(Your instructions):
Find every line with "this" in it, then report how many there are and nothing more.

(Data):

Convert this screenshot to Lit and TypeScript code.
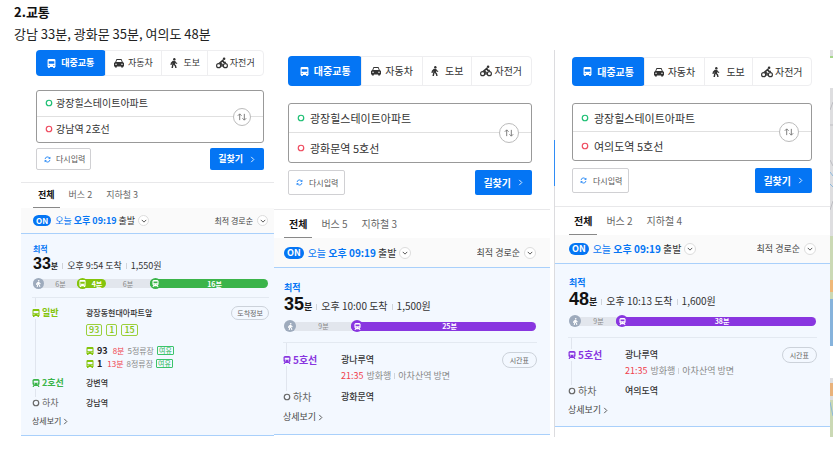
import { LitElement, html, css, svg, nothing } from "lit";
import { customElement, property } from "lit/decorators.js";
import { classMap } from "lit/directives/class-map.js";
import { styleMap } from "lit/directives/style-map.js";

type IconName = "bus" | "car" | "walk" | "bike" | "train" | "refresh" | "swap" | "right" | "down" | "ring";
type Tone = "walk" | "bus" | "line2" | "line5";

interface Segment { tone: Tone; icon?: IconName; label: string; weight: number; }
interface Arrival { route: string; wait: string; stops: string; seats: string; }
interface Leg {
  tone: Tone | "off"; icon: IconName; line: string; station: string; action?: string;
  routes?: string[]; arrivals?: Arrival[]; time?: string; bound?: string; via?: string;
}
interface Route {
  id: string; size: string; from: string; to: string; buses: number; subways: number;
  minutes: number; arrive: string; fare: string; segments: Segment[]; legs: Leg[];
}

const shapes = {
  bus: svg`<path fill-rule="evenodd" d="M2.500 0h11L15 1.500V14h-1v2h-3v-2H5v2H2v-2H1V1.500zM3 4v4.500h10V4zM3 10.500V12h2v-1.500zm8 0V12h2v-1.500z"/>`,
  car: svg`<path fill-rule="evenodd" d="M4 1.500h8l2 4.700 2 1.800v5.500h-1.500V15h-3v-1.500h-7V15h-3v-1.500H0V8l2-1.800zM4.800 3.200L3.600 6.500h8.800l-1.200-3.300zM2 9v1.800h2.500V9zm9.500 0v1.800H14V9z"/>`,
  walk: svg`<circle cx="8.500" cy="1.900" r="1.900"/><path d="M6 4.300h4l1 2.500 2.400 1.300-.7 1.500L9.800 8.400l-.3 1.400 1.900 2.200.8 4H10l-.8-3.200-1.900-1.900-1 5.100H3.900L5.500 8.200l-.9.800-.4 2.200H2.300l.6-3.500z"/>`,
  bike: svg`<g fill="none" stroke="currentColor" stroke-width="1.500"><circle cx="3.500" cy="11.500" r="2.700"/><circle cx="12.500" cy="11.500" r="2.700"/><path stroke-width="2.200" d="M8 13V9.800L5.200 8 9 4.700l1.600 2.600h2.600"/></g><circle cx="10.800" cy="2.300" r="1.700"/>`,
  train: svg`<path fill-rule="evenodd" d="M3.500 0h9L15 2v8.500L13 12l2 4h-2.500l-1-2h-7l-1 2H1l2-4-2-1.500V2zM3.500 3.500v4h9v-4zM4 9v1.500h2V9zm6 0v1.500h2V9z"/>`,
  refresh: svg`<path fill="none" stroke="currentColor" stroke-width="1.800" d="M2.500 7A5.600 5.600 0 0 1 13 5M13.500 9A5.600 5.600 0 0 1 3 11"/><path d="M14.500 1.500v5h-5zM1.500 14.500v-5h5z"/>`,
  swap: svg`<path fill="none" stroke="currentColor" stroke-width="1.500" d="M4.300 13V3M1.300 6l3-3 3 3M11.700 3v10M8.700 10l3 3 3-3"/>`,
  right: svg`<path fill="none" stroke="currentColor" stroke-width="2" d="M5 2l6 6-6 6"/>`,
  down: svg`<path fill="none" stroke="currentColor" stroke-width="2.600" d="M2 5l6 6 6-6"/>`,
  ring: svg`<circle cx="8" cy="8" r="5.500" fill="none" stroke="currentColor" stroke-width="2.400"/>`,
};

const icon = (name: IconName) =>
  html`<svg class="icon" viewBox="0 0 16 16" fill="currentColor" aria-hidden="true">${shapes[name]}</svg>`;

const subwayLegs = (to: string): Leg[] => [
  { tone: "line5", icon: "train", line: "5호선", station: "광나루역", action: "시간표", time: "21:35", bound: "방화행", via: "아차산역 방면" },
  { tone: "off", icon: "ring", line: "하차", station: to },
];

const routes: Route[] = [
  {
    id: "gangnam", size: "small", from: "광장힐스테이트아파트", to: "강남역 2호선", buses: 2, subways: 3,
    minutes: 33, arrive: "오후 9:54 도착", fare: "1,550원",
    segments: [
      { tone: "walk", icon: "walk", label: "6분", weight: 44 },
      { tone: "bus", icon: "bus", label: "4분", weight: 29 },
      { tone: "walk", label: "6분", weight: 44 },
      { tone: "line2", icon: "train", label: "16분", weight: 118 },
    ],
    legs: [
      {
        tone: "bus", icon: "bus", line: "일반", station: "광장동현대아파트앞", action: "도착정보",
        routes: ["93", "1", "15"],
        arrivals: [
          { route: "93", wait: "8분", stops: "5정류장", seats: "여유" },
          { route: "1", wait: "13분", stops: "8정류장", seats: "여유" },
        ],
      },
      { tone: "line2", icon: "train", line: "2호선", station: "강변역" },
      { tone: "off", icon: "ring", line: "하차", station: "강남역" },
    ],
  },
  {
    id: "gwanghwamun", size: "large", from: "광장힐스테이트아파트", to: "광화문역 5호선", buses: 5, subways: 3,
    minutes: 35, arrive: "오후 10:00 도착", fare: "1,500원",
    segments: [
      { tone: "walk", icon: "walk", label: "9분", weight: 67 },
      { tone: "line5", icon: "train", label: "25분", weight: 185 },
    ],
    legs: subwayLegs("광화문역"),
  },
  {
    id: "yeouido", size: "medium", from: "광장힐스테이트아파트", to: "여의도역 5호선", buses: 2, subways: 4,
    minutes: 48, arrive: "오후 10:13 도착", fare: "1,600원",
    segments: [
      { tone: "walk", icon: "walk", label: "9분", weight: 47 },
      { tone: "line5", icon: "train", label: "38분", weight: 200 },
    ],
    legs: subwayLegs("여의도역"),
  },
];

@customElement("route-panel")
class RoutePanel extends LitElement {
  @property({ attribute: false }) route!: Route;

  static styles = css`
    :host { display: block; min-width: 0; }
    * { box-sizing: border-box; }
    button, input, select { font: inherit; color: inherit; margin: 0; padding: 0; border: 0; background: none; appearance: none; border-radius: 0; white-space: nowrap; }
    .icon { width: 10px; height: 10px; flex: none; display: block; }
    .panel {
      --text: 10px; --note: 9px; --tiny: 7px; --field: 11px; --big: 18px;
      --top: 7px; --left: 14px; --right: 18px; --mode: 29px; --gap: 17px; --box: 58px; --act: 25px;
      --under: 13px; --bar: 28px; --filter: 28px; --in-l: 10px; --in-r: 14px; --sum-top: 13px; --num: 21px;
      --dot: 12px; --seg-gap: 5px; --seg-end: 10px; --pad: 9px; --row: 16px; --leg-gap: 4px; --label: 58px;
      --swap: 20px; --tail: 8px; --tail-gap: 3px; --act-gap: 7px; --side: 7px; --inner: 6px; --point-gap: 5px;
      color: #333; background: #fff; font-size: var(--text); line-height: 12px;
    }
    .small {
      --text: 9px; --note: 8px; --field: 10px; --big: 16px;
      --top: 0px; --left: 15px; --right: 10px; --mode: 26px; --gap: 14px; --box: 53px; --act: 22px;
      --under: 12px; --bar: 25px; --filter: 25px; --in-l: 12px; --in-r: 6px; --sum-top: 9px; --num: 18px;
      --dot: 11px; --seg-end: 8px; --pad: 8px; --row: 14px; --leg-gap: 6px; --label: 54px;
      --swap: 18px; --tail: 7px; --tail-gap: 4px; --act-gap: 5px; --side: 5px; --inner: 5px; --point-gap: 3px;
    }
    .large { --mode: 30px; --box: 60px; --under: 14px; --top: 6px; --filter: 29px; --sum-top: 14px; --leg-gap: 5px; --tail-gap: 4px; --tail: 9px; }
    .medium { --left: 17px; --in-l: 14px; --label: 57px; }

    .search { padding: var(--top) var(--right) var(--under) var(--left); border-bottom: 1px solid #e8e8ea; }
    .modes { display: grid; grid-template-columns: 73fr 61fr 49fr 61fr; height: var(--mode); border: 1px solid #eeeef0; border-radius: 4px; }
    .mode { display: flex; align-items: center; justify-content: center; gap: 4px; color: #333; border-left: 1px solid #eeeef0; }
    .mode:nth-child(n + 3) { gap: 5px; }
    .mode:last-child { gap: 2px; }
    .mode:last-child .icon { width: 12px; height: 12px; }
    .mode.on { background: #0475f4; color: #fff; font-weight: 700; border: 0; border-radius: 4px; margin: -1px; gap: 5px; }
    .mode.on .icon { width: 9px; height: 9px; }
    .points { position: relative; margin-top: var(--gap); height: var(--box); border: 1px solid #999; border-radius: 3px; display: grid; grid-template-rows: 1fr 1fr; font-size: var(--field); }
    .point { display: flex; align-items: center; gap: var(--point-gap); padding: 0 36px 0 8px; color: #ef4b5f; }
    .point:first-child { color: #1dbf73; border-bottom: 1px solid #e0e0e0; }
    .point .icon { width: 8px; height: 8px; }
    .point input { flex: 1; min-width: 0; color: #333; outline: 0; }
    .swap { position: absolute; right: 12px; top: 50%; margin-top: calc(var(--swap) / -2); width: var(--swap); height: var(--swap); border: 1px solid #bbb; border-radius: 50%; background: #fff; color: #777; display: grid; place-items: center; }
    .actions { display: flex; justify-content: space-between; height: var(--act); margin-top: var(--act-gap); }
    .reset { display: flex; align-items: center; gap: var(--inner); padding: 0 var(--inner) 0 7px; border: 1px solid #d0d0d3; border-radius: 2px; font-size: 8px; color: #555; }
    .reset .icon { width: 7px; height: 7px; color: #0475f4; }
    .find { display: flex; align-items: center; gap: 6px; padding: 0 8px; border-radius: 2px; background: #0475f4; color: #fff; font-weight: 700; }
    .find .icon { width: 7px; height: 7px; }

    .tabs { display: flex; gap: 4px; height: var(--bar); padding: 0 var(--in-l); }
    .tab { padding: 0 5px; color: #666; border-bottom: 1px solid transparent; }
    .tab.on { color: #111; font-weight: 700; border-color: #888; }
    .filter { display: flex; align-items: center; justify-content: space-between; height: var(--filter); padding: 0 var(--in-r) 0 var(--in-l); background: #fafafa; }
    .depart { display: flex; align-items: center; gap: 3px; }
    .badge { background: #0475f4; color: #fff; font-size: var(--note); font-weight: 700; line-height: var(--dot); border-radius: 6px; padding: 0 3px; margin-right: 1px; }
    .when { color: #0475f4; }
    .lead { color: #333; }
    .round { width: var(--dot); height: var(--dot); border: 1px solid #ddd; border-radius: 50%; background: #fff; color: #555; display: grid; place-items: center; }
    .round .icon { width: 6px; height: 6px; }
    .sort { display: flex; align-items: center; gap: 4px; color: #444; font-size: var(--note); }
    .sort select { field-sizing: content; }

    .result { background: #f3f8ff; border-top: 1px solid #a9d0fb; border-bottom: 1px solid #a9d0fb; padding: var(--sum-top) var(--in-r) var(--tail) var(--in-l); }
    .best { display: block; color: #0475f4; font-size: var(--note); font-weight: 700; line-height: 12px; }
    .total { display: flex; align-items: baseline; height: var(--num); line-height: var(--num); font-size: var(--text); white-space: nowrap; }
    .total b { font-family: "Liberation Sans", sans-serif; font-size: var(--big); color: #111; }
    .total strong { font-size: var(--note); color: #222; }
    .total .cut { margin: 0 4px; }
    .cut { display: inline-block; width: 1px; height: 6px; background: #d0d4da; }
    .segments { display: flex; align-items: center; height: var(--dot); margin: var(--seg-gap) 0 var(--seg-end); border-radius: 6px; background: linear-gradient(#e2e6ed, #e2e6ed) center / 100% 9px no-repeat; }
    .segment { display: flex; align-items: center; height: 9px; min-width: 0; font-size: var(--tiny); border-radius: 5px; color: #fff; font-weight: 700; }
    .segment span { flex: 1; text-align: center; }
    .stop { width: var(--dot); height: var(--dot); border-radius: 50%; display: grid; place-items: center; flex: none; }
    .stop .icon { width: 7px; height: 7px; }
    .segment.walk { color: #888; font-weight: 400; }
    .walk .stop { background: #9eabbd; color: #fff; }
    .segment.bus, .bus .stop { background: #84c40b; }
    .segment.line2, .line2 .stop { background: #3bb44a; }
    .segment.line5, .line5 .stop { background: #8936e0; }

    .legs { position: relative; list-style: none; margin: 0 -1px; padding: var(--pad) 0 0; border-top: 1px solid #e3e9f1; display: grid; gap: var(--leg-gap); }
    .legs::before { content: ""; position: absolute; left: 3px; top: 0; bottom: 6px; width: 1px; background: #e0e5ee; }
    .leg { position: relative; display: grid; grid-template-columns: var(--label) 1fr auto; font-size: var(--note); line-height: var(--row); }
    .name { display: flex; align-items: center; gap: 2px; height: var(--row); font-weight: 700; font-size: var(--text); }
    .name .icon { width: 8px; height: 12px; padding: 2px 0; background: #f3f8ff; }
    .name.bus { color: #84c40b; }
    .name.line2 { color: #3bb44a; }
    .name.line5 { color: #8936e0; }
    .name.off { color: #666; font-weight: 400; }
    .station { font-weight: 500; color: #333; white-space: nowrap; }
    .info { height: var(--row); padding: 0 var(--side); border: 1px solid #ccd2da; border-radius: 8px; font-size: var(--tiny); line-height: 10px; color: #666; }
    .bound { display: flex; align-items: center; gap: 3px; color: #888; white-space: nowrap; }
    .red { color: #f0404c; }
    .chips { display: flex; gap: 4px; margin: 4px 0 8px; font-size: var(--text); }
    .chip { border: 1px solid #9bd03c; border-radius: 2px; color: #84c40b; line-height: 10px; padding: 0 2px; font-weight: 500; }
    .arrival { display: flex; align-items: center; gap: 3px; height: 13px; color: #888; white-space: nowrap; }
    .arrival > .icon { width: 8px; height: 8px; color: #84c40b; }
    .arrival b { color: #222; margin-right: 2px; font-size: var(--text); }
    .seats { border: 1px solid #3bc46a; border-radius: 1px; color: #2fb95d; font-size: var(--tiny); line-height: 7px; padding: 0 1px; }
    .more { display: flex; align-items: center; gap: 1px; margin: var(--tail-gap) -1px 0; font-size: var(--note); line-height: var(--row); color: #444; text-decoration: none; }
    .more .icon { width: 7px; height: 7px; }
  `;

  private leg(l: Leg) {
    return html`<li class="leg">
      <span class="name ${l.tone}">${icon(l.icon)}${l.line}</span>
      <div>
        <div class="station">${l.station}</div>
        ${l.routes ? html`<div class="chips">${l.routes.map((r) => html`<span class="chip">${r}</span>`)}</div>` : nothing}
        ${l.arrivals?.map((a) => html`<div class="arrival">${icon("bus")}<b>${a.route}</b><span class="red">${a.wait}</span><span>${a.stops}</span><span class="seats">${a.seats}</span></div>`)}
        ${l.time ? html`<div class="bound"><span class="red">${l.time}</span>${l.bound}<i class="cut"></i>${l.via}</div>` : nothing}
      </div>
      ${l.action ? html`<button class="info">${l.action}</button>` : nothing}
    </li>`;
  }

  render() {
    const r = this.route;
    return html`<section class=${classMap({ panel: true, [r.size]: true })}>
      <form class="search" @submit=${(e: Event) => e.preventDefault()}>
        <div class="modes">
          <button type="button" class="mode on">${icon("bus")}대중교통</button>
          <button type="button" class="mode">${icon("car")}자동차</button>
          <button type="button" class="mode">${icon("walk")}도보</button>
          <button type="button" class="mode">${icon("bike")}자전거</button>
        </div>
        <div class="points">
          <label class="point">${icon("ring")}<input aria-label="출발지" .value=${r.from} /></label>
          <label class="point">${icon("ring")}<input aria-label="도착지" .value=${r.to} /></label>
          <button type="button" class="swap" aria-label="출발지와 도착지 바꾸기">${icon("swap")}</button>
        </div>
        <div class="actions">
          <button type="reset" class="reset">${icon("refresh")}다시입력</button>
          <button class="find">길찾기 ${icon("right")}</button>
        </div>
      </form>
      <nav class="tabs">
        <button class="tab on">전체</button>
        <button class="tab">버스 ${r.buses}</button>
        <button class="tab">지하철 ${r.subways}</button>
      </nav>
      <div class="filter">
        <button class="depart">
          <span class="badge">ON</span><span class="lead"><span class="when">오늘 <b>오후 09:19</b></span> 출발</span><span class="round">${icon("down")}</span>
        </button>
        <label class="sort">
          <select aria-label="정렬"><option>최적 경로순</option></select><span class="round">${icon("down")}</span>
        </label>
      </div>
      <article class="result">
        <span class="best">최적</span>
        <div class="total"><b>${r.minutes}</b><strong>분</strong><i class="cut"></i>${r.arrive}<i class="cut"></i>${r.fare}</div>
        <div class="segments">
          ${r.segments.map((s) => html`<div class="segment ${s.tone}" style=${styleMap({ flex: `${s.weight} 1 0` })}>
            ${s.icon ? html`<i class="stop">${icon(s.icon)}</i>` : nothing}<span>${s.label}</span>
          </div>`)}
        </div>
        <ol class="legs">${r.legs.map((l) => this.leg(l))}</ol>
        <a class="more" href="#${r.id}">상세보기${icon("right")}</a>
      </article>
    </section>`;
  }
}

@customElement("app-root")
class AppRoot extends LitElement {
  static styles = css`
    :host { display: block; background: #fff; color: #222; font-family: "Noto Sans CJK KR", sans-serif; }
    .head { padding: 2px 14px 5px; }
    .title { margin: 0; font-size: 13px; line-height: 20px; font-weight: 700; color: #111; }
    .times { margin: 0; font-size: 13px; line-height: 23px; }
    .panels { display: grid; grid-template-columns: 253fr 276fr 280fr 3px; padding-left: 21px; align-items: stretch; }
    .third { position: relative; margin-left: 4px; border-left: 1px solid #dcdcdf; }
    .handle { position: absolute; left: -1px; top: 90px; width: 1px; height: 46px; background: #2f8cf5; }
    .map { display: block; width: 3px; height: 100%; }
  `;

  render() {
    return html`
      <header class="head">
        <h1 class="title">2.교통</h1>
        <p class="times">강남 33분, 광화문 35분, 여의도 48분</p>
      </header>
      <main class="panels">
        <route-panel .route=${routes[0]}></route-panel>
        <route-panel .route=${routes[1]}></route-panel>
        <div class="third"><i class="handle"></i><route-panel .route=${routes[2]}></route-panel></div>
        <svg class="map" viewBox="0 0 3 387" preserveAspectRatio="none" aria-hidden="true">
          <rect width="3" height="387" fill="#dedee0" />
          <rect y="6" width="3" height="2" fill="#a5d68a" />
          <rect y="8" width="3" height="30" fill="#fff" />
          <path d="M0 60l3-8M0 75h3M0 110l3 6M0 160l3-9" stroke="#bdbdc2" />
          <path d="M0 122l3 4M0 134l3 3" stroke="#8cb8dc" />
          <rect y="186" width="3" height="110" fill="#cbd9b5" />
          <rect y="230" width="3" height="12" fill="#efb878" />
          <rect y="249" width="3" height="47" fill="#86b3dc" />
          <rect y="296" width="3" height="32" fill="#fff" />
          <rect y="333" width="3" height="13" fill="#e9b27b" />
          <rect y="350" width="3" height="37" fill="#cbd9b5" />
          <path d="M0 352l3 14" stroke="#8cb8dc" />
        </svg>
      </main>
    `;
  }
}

(Solution below):
3